Doença relacionada ao tabagismo confere indenização a fumante

Julgados - Direito Civil - Quarta-feira, 21 de setembro de 2005

A indústria Souza Cruz deve indenizar fumante, que contraiu Tromboangeíte Obliterante (Doença de Buerguer), relacionada diretamente ao tabagismo. Com a evolução da moléstia, ele sofreu a amputação de três dedos do pé esquerdo e também desenvolveu quadro depressivo (confira o caso abaixo). A 9ª Câmara Cível do Tribunal de Justiça do Rio Grande do Sul confirmou a condenação, por unanimidade, e fixou o valor indenizatório em R$ 350 mil, acrescidos de juros a contar da data do fato.

A relatora do processo, Desembargadora Marilene Bonzanini Bernardi, salientou que para que se reconheça o dever de indenizar é necessário examinar a presença do dano, culpa e nexo causal. No caso, asseverou, trata-se de uma relação de consumo e a responsabilização se dá independentemente da existência de culpa, como preceitua o Código de Defesa do Consumidor.

Conforme o CDC, ressaltou, “a responsabilidade do fornecedor é objetiva, decorrente dos riscos criados pela colocação de seu produto no mercado de consumo, cuja onerosidade gerada não deve ser compartilhada ou suportada pelo consumidor, pessoa que, em tese, desconhece os métodos e os mecanismos de produção”.

Na avaliação da magistrada, o livre arbítrio para fumar também não serve para afastar o dever de indenizar das companhias fumageiras pelas mesmas razões que não se presta para justificar a descriminalização das drogas. “O homem precisa ser protegido de si mesmo, mormente porque lidamos com produtos que podem minar a capacidade de autodeterminação”.

Ponderou que, mesmo sendo obrigatórias as propagandas de advertência dos malefícios do fumo para a comercialização de cigarros, a publicidade do produto sempre foi vinculada às idéias, ainda que contraditórias, de saúde, intelectualidade, cultura, beleza, charme e sedução. “Atributos que todo jovem busca a qualquer custo, o que sempre deu larga margem de vantagem para indústria fumageira que capta seus clientes exatamente na fase da juventude, quando se tomam posturas de auto-afirmação e se busca a formação de uma identidade”. Lembrou que autor da ação começou a fumar em 1988, mesmo ano em que as advertências de risco à saúde passaram a ser veiculadas.
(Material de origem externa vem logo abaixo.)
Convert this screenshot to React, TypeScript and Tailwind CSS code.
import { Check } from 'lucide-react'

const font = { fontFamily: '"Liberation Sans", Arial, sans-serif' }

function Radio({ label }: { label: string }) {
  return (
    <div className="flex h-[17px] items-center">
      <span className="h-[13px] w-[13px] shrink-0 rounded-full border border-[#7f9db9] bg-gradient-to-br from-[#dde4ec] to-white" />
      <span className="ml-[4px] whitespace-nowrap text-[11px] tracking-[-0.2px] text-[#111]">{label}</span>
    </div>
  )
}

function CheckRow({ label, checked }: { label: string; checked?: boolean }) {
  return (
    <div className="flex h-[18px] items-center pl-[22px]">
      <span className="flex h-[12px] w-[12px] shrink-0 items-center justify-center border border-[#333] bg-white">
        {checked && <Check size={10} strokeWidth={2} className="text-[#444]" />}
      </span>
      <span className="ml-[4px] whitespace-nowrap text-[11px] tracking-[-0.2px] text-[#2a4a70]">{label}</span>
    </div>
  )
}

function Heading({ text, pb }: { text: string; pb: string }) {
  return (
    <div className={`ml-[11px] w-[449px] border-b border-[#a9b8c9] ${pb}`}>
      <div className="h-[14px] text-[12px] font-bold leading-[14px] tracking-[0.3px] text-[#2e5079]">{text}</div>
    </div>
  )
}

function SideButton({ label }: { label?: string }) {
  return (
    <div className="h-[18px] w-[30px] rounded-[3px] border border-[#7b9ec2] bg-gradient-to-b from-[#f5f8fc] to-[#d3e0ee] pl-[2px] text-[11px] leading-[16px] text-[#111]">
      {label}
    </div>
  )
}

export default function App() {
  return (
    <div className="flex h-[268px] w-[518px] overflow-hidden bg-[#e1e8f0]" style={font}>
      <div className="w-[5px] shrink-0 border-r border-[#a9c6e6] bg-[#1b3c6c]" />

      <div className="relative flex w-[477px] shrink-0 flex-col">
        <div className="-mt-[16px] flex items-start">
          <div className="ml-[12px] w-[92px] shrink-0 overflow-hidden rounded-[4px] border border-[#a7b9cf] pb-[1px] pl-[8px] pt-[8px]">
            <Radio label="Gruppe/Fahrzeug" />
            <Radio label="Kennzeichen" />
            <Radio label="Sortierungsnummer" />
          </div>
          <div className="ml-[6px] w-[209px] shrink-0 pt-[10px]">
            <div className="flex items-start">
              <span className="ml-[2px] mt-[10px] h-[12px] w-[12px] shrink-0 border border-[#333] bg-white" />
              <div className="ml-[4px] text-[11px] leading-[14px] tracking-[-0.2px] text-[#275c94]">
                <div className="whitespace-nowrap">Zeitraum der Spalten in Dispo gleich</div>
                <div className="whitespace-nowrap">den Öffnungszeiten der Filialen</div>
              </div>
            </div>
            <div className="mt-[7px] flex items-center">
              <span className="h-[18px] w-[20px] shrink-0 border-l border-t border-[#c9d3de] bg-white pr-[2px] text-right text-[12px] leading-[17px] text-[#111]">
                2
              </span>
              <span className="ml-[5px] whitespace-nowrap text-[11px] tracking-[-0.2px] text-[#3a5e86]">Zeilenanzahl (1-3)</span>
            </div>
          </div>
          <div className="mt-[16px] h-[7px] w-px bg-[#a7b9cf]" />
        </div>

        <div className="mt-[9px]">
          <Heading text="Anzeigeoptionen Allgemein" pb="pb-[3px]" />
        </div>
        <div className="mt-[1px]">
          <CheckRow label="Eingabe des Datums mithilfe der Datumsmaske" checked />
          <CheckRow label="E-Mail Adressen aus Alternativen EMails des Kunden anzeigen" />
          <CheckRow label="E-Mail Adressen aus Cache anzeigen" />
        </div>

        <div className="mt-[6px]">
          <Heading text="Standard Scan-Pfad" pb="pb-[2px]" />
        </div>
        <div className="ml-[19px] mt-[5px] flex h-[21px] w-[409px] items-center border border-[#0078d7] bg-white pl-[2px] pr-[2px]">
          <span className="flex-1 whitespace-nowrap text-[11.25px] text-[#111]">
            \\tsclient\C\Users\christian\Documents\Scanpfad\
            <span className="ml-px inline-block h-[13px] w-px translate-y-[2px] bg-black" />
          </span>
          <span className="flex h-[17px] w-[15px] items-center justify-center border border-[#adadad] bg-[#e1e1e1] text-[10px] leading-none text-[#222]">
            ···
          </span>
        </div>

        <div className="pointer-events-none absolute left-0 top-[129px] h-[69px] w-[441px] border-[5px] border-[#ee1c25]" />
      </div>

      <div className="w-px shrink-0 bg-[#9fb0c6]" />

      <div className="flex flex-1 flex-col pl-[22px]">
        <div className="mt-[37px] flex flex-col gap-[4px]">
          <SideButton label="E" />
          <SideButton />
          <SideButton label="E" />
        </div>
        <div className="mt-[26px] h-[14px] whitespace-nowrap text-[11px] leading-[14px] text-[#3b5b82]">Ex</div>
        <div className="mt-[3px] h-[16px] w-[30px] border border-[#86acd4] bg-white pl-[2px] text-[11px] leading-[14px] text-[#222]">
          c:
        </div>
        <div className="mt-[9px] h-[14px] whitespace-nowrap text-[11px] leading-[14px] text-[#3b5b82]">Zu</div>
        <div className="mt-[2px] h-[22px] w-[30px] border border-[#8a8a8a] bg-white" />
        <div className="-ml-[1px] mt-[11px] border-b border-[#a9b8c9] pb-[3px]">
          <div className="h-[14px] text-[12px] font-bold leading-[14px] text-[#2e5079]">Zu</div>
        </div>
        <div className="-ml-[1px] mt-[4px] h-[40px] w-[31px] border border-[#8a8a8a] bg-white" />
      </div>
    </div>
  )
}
Contudo, frisou, “a publicidade enganosa já tinha surtido os efeitos pretendidos”.

Votos favoráveis
A responsabilização civil motivada pelo risco inerente ao produto já é uma tendência internacional e nacional, demonstrou o Desembargador Odone Sanguiné. No Brasil, disse, o posicionamento encontra amparo no CDC, Constituição Federal e também no Código Civil de 2002. Segundo ele, ainda, o livre arbítrio não pode ser comprovado num processo penal. Ressalvou, por outro lado, que nem todos os casos envolvendo indústria fumageira serão procedentes. “É preciso avaliar caso a caso.”

O mesmo posicionamento foi compartilhado pelo Juiz-Convocado ao TJ Miguel Ângelo da Silva. Segundo ele, a responsabilidade do fabricante resulta do risco de produzir e comercializar produto potencialmente danoso à saúde. Quanto ao livre arbítrio para consumir o cigarro, entende que a questão precisa ser avaliada com flexibilidade. “O uso, a dependência química vai minando a vontade do fumante.”

Caso
Ao propor a ação de indenizaçã por danos morais, que teve sentença favorável junto à 3ª Vara Cível da Capital (Proc. 10500811320), o fumante revelou ser consumidor, há 13 anos, de cigarro da marca “Carlton”, produzido pela indústria-ré. Relatou que em 1999 sentiu fortes dores na perna esquerda e o diagnóstico apontou a doença. Continuou a fumar e o quadro clínico piorou, resultando na amputação. Salientou os efeitos nocivos gerados pelo tabagismo e a dependência física e psicológica causada pela nicotina, uma das substâncias do cigarro.

O recurso foi interposto pela empresa, ressaltando que antes de 1988, ano em que o autor teria iniciado o consumo do produto, inexistia a exigência de divulgação de cláusulas de advertência de consumo. Razão pela qual não pode ser acusada de omissão de informações. Destacou também que tanto a decisão de começar quanto a de parar de fumar são frutos do livre arbítrio das pessoas, não existindo no cigarro qualquer substância capaz de influir na tomada de decisão. Os riscos para saúde associados ao consumo e tabaco, afirmou, são conhecidos pelo público em geral e veiculados pelos meios de comunicação, há muito tempo.